We spent hours chasing Balloon Boy over the foothills of the Rocky Mountains in a toy balloon that anyone with a mind more developed than that of a lizard could tell was not big enough to hold a small boy or carry one any distance at all.  That family was in hot pursuit of a reality TV show. We have now spent several days watching a pair of pseudo-socialites crash the Obama's first ever state dinner party at the White House.  Why?  Didn't you know the answer to that before anyone on TV even said the words out loud?  From the very second you first saw that fatuous pair?  They were, of course,  in pursuit of a reality TV show.  The Balloon Boy Couple. 
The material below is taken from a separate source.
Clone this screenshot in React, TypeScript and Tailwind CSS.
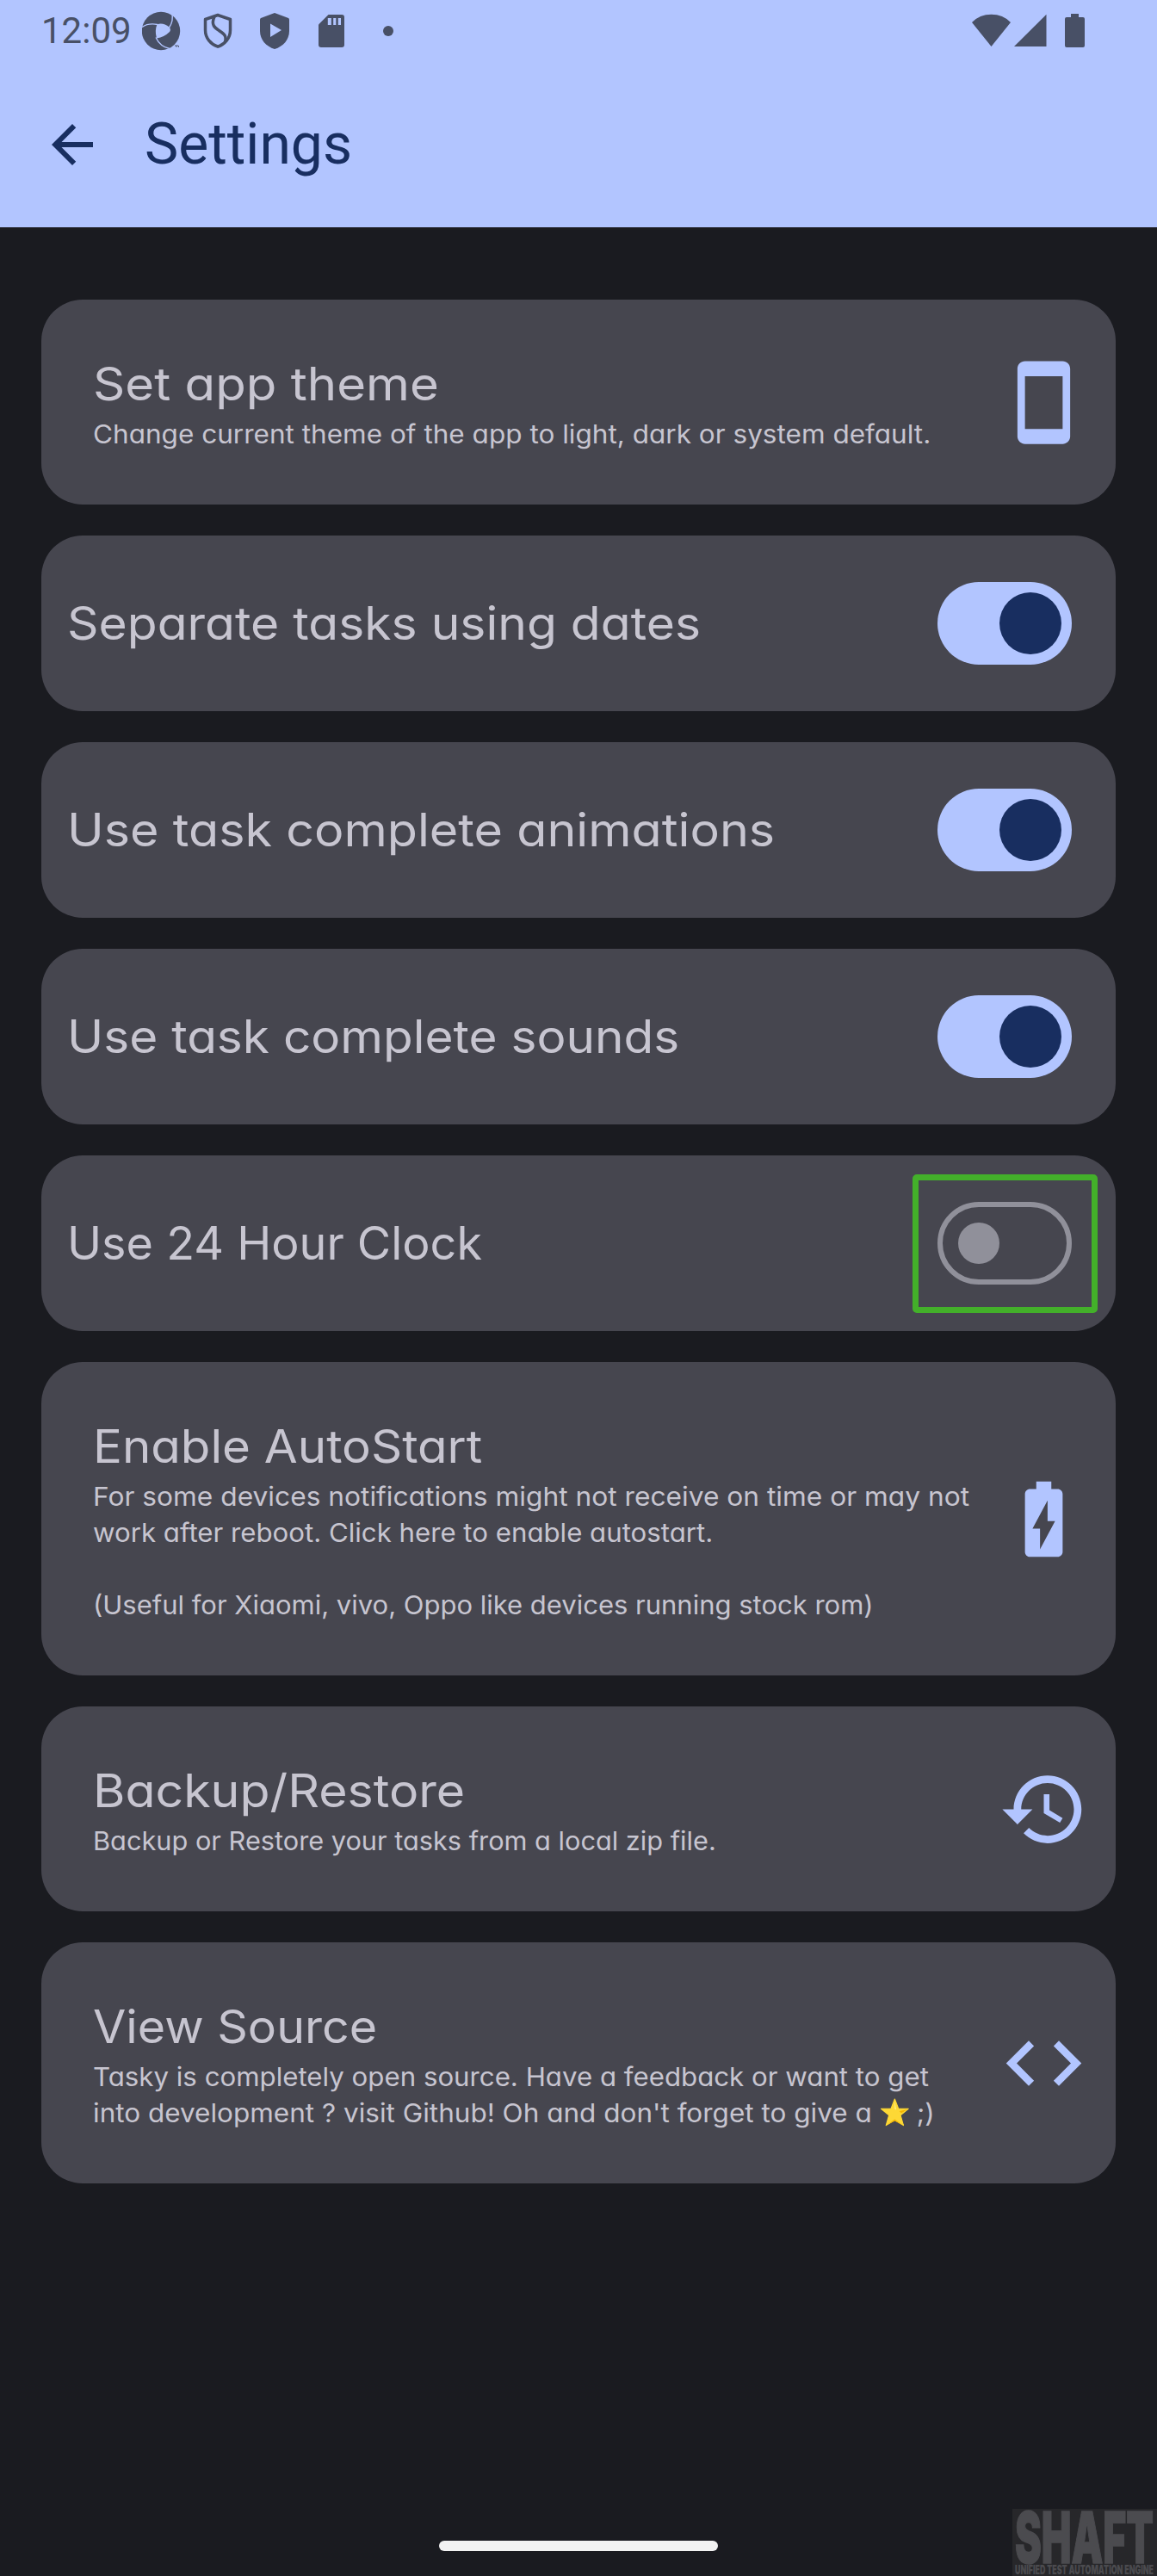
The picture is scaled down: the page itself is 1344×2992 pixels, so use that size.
import type { ReactNode } from 'react';

type IconProps = { d: string; className: string };

function MaterialIcon({ d, className }: IconProps) {
  return (
    <svg viewBox="0 0 24 24" fill="currentColor" className={className} aria-hidden="true">
      <path d={d} />
    </svg>
  );
}

const icons = {
  back: 'M20 11H7.83l5.59-5.59L12 4l-8 8 8 8 1.41-1.41L7.83 13H20v-2z',
  phone:
    'M17 1.01L7 1c-1.1 0-2 .9-2 2v18c0 1.1.9 2 2 2h10c1.1 0 2-.9 2-2V3c0-1.1-.9-1.99-2-1.99zM17 19H7V5h10v14z',
  battery:
    'M15.67 4H14V2h-4v2H8.33C7.6 4 7 4.6 7 5.33v15.33C7 21.4 7.6 22 8.33 22h7.33c.74 0 1.34-.6 1.34-1.33V5.33C17 4.6 16.4 4 15.67 4zM11 20v-5.5H9L13 7v5.5h2L11 20z',
  history:
    'M13 3c-4.97 0-9 4.03-9 9H1l3.89 3.89.07.14L9 12H6c0-3.87 3.13-7 7-7s7 3.13 7 7-3.13 7-7 7c-1.93 0-3.68-.79-4.94-2.06l-1.42 1.42C8.27 19.99 10.51 21 13 21c4.97 0 9-4.03 9-9s-4.03-9-9-9zm-1 5v5l4.28 2.54.72-1.21-3.5-2.08V8H12z',
  code: 'M9.4 16.6L4.8 12l4.6-4.6L8 6l-6 6 6 6 1.4-1.4zm5.2 0l4.6-4.6-4.6-4.6L16 6l6 6-6 6-1.4-1.4z',
};

function StatusBar() {
  return (
    <div className="flex h-[72px] items-start justify-between pl-12 text-[#485066]">
      <div className="flex items-start">
        <span className="mt-3 w-[117px] text-[42px] leading-[48px]">12:09</span>
        <svg className="mt-[13px] h-[47px] w-[46px]" viewBox="0 0 46 47" aria-hidden="true">
          <circle cx="22" cy="23" r="22.2" fill="currentColor" />
          <g fill="none" stroke="#b2c5ff" strokeWidth="1.4">
            <path d="M0 18.500C5 15 10 14 18 15.500" />
            <path d="M31.500 19C35 14 36 7 34.500 1" />
            <path d="M16 30.500C19 37 25 42 32 43.500" />
          </g>
          <path
            d="M17.500 15.200Q25 13 31.500 18.500Q34 21 32 24Q26 30 17 31.500Q14.500 22 17.500 15.200Z"
            fill="#b2c5ff"
          />
          <path d="M38 40h4M40 40v1.800M42.500 40v1.800" stroke="currentColor" strokeWidth="0.900" />
        </svg>
        <svg className="ml-[25px] mt-[15px] h-[42px] w-[34px]" viewBox="0 0 34 42" fill="none" stroke="currentColor" strokeWidth="3.500" aria-hidden="true">
          <path d="M17 2.500L31.500 7.500V20C31.500 29.500 25 36.500 17 39.200C9 36.500 2.500 29.500 2.500 20V7.500Z" strokeLinejoin="round" />
          <path d="M13 4.500C8.500 14 14 17.500 18.500 20.500C24.500 24.500 27.500 27 25.500 33.500" />
        </svg>
        <svg className="ml-8 mt-[14px] h-[44px] w-[34px]" viewBox="0 0 34 44" aria-hidden="true">
          <path
            d="M17 1L33 7Q34 7.500 34 9V22C34 32 27 40 17 43C7 40 0 32 0 22V9Q0 7.500 1 7Z"
            fill="currentColor"
          />
          <path d="M12 13.500V29L25 21Z" fill="#b2c5ff" />
        </svg>
        <svg className="ml-[34px] mt-[17px] h-[38px] w-[30px]" viewBox="0 0 30 38" aria-hidden="true">
          <path d="M11.500 0H27Q30 0 30 3V35Q30 38 27 38H3Q0 38 0 35V11.500Z" fill="currentColor" />
          <path d="M10.800 4H14.800V12H10.800ZM17.200 4H20.300V12H17.200ZM22.800 4H26V12H22.800Z" fill="#b2c5ff" />
        </svg>
        <span className="ml-[45px] mt-[30px] size-3 rounded-full bg-current" />
      </div>
      <div className="mr-[84px] mt-4 flex items-start">
        <svg className="h-[39px] w-[45px]" viewBox="0 0 45 39" fill="currentColor" aria-hidden="true">
          <path d="M0 10Q9 .8 22.500 .8T45 10L22.500 38Z" />
        </svg>
        <svg className="ml-1 h-[39px] w-[38px]" viewBox="0 0 38 39" fill="currentColor" aria-hidden="true">
          <path d="M37.500 .8V38H0Z" />
        </svg>
        <svg className="ml-[21px] h-[39px] w-[23px]" viewBox="0 0 23 39" fill="currentColor" aria-hidden="true">
          <path d="M7 0H16V4H21Q23 4 23 6V37Q23 39 21 39H2Q0 39 0 37V6Q0 4 2 4H7Z" />
        </svg>
      </div>
    </div>
  );
}

const titleClass =
  "origin-left font-['Inter',sans-serif] text-[53px] leading-[64px] whitespace-nowrap [font-feature-settings:'cv11']";

function Card({ children, className }: { children: ReactNode; className: string }) {
  return <section className={`flex rounded-[48px] bg-[#46464f] text-[#c7c5d0] ${className}`}>{children}</section>;
}

function InfoCard({
  title,
  stretch,
  icon,
  children,
}: {
  title: string;
  stretch: string;
  icon: string;
  children: ReactNode;
}) {
  return (
    <Card className="items-center justify-between pr-[31px] pl-[60px]">
      <div className="pt-[66px] pb-[61px]">
        <h2 className={`${titleClass} w-fit ${stretch}`}>{title}</h2>
        <div className="mt-[5px] font-['Inter',sans-serif] text-[30px] leading-[42px] whitespace-pre [font-feature-settings:'cv11'] *:w-fit *:origin-left">
          {children}
        </div>
      </div>
      <MaterialIcon d={icon} className="size-[105px] shrink-0 text-[#b2c5ff]" />
    </Card>
  );
}

function ToggleCard({
  title,
  stretch,
  on = false,
  highlighted = false,
}: {
  title: string;
  stretch: string;
  on?: boolean;
  highlighted?: boolean;
}) {
  return (
    <Card className="h-[204px] items-center justify-between pr-[51px] pl-[30px]">
      <h2 className={`${titleClass} ${stretch}`}>{title}</h2>
      <div className="relative">
        {on ? (
          <div className="flex h-24 w-[156px] items-center justify-end rounded-full bg-[#b2c5ff] pr-3">
            <span className="size-[72px] rounded-full bg-[#182e60]" />
          </div>
        ) : (
          <div className="flex h-24 w-[156px] items-center rounded-full border-[6px] border-[#90909a] pl-[18px]">
            <span className="size-12 rounded-full bg-[#90909a]" />
          </div>
        )}
        {highlighted && (
          <span className="absolute -top-8 -left-[29px] h-[161px] w-[215px] rounded-[5px] border-[7px] border-[#43b02a]" />
        )}
      </div>
    </Card>
  );
}

function Star() {
  return (
    <svg className="ml-[9px] inline-block h-[33px] w-[32px] align-[-5px]" viewBox="0 0 34 33" preserveAspectRatio="none" aria-hidden="true">
      <path
        d="M17 1L21.300 12L33 12.400L23.800 19.800L27.200 31.600L17 25.600L6.800 31.600L10.200 19.800L1 12.400L12.700 12Z"
        fill="#fdd835"
        stroke="#fdd835"
        strokeWidth="1.200"
        strokeLinejoin="round"
      />
      <path d="M17 2.500L18.500 13.500L17 12.500Z" fill="#fff59d" />
      <path d="M32 13L22.500 15L24.500 17.500Z" fill="#f4b400" />
      <path d="M8 31L17 24.500L26 31L17 26.500Z" fill="#f4b400" />
    </svg>
  );
}

function Watermark() {
  return (
    <svg
      className="absolute right-0 bottom-0 h-[78px] w-[168px] bg-[#27272a] font-['Inter',sans-serif]"
      viewBox="0 0 168 78"
      fill="#4b4b4f"
      aria-label="SHAFT Unified Test Automation Engine"
    >
      <text x="3" y="63" fontSize="83" fontWeight="900" stroke="#4b4b4f" strokeWidth="1.500" textLength="161" lengthAdjust="spacingAndGlyphs">
        SHAFT
      </text>
      <text x="3" y="76" fontSize="14.500" fontWeight="900" textLength="161" lengthAdjust="spacingAndGlyphs">
        UNIFIED TEST AUTOMATION ENGINE
      </text>
    </svg>
  );
}

export default function App() {
  return (
    <div className="relative flex h-[2992px] w-[1344px] flex-col overflow-hidden bg-[#1a1b20] font-['Roboto',sans-serif]">
      <header className="h-[264px] bg-[#b2c5ff] text-[#182e60]">
        <StatusBar />
        <div className="flex h-48 items-center pl-12">
          <MaterialIcon d={icons.back} className="size-[72px]" />
          <h1 className="ml-12 text-[66px] leading-[84px]">Settings</h1>
        </div>
      </header>

      <main className="flex flex-col gap-9 px-12 pt-[84px]">
        <InfoCard title="Set app theme" stretch="scale-x-[1.097]" icon={icons.phone}>
          <p className="scale-x-[1.051]">Change current theme of the app to light, dark or system default.</p>
        </InfoCard>
        <ToggleCard title="Separate tasks using dates" stretch="scale-x-[1.075]" on />
        <ToggleCard title="Use task complete animations" stretch="scale-x-[1.084]" on />
        <ToggleCard title="Use task complete sounds" stretch="scale-x-[1.07]" on />
        <ToggleCard title="Use 24 Hour Clock" stretch="scale-x-[1.017]" highlighted />
        <InfoCard title="Enable AutoStart" stretch="scale-x-[1.065]" icon={icons.battery}>
          <p className="scale-x-[1.057]">For some devices notifications might not receive on time or may not</p>
          <p className="scale-x-[1.04]">work after reboot. Click here to enable autostart.</p>
          <p className="mt-[42px] scale-x-[1.033]">(Useful for Xiaomi, vivo, Oppo like devices running stock rom)</p>
        </InfoCard>
        <InfoCard title="Backup/Restore" stretch="scale-x-[1.08]" icon={icons.history}>
          <p className="scale-x-[1.024]">Backup or Restore your tasks from a local zip file.</p>
        </InfoCard>
        <InfoCard title="View Source" stretch="scale-x-[1.048]" icon={icons.code}>
          <p className="scale-x-[1.041]">Tasky is completely open source. Have a feedback or want to get</p>
          <p className="h-[42px] scale-x-[1.05]">
            into development ? visit Github! Oh and don't forget to give a
            <Star />
            {' ;)'}
          </p>
        </InfoCard>
      </main>

      <div className="mt-auto mb-[29px] h-3 w-[324px] self-center rounded-full bg-[#f2f2f2]" />
      <Watermark />
    </div>
  );
}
Now we've moved on to Tiger Woods, who had a bad fight with his wife and crashed his Escalade into a fire plug and a tree.  (On purpose?  He wasn't drinking. He isn't talking to the Highway Patrol, either.  Could you get away with that?)  His injuries, which actually amounted to a cut lip, were at first said to be  serious.  We have now had two days of that, nearly non-stop. 

There are still a few good reporters left on the CNN payroll.  Fareed Zakaria is outstanding.  Candy Crowley.  Don Lemmon.  Christine Amanpour. 

Back in the days of Bernie Shaw, CNN used to be an all news all the time channel -- serious journalists getting in there and getting the story.  Now we have poor bumbling Wolf Blitzer, who seems embarrassed to even have to ask questions of the people he interviews, or John King with his enormous interactive toy computer which reminds me of the endlessly unfolding war maps that took up whole rooms in Max Shulman's WWII classic satire The Feather Merchants.  At least they finally paid Lou Dobbs a lot of money to go away and stop his obsessive and outrageous racist rants. 

CNN has deteriorated into little more than a gossip rag: the National Enquirer of the Air, I call it.